**Raw records**.
════

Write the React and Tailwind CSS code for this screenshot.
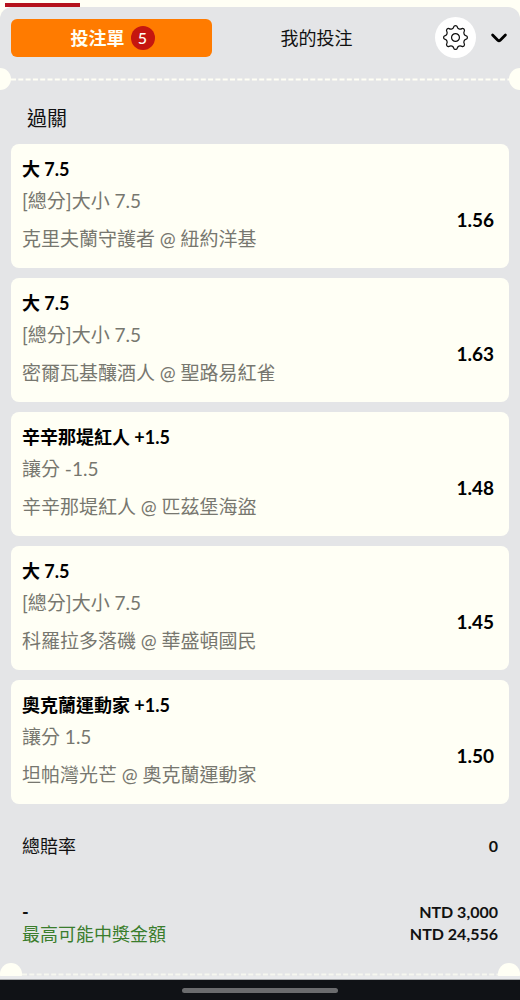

════

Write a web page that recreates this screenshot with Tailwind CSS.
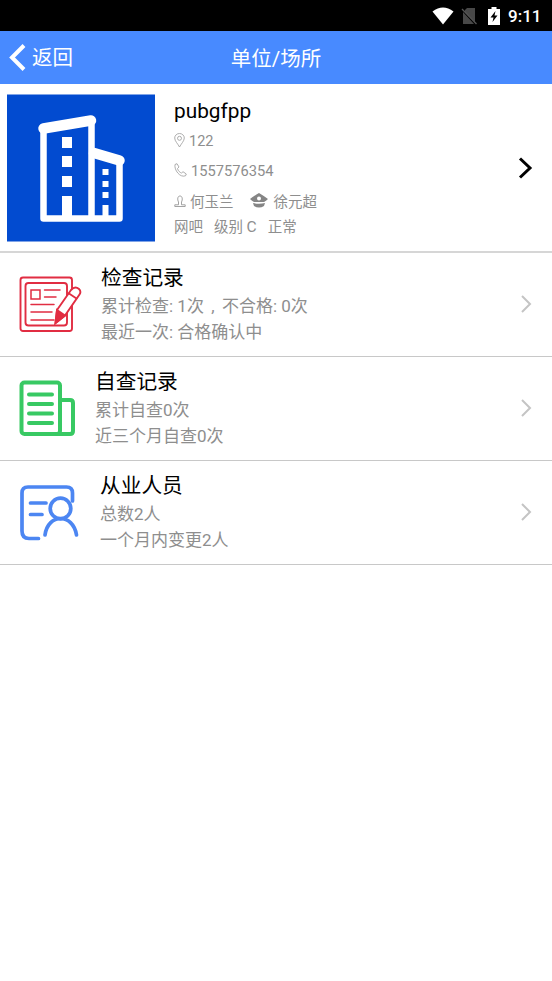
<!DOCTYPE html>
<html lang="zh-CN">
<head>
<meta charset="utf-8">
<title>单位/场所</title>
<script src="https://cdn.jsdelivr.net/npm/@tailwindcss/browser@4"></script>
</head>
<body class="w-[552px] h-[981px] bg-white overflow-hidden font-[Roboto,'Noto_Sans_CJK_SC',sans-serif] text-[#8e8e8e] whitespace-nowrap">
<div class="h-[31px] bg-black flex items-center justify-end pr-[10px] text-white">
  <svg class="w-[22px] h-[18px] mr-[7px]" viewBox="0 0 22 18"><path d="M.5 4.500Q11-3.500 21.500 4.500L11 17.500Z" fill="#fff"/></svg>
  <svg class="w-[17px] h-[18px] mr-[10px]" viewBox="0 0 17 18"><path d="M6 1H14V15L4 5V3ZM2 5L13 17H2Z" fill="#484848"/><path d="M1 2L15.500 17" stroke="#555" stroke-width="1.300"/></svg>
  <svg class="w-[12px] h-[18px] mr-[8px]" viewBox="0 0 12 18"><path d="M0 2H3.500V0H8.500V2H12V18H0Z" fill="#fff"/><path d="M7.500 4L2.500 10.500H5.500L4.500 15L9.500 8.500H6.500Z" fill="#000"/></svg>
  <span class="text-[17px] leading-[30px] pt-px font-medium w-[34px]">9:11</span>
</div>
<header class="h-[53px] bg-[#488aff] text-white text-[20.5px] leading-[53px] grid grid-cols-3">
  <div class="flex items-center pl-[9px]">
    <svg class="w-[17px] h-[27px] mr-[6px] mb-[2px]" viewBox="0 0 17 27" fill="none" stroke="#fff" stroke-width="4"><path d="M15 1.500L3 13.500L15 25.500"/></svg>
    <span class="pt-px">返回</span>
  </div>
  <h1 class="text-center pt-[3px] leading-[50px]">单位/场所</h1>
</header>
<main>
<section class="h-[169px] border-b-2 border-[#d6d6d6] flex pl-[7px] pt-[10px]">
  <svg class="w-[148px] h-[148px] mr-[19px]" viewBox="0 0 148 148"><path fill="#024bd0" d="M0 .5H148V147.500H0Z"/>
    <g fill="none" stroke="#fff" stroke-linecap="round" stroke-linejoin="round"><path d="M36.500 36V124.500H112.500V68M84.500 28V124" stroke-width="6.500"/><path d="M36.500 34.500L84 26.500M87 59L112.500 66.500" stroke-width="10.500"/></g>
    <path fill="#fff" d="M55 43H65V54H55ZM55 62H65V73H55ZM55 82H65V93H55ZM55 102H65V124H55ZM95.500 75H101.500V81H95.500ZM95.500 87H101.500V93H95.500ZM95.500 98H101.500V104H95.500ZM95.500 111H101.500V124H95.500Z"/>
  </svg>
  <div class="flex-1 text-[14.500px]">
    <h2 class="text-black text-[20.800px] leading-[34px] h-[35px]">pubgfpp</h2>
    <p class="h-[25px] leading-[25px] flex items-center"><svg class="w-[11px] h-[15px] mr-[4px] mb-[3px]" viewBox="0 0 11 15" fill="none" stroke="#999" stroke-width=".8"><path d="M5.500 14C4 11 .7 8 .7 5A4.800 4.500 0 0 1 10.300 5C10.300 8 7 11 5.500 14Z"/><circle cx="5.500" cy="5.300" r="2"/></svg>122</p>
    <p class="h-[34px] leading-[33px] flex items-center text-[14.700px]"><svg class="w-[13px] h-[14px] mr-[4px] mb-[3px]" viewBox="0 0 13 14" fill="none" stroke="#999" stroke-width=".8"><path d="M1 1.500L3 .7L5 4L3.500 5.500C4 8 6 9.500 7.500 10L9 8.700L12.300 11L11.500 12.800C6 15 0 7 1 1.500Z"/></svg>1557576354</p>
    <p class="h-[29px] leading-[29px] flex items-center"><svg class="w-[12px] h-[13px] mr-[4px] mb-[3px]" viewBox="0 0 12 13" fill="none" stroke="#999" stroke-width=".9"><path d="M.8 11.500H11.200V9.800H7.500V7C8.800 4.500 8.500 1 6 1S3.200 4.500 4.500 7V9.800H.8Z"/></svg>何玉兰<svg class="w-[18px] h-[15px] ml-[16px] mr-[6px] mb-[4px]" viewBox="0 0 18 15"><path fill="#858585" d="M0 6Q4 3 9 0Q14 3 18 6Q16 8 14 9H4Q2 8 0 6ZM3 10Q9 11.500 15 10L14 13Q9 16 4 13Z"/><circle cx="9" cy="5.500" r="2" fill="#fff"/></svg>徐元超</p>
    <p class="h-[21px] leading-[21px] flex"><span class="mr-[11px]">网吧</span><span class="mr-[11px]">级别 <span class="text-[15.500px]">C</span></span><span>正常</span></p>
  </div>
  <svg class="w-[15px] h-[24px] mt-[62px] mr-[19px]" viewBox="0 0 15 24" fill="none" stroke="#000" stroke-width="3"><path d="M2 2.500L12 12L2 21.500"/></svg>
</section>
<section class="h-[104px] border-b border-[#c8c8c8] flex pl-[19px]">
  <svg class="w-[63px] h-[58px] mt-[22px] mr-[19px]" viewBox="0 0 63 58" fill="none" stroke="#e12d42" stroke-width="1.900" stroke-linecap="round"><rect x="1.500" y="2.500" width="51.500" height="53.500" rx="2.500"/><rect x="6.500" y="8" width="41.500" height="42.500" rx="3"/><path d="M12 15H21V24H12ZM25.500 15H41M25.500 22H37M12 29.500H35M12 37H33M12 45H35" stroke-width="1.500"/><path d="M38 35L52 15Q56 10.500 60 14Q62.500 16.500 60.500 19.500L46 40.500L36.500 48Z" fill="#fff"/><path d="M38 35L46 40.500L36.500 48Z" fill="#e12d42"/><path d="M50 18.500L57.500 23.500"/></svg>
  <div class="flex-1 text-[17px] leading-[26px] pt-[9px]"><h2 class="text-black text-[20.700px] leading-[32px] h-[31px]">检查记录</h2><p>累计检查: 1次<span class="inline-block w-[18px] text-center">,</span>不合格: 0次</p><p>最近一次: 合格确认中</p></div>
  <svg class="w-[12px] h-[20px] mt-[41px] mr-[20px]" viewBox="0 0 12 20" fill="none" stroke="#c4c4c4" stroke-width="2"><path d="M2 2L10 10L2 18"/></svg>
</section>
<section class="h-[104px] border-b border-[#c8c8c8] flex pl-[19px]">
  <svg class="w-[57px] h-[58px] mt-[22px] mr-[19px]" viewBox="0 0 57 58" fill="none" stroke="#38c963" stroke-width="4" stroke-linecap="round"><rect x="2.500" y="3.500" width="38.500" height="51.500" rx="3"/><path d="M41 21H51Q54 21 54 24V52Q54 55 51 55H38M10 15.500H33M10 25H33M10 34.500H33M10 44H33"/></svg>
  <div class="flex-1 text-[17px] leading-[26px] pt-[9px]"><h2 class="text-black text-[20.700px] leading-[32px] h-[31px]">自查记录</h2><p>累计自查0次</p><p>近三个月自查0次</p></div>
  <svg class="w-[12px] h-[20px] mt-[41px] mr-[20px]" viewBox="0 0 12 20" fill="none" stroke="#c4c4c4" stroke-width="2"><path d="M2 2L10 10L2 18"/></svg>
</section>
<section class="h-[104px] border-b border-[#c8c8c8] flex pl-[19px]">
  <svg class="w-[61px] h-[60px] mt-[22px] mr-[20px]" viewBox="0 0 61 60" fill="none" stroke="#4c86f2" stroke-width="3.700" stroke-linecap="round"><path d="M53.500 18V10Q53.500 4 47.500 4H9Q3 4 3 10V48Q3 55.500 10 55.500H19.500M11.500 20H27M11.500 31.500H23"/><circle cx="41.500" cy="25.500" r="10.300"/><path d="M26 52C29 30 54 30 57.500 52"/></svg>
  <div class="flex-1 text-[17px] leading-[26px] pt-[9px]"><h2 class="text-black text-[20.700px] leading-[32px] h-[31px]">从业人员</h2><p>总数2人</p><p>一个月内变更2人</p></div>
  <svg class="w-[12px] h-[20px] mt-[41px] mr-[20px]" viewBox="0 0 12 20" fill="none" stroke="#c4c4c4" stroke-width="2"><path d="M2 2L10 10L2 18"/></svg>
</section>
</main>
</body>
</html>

════

Among the entries above, how many lines hold the string "screenshot"? Respond with nothing but the number.

**Solution for this exercise**.
2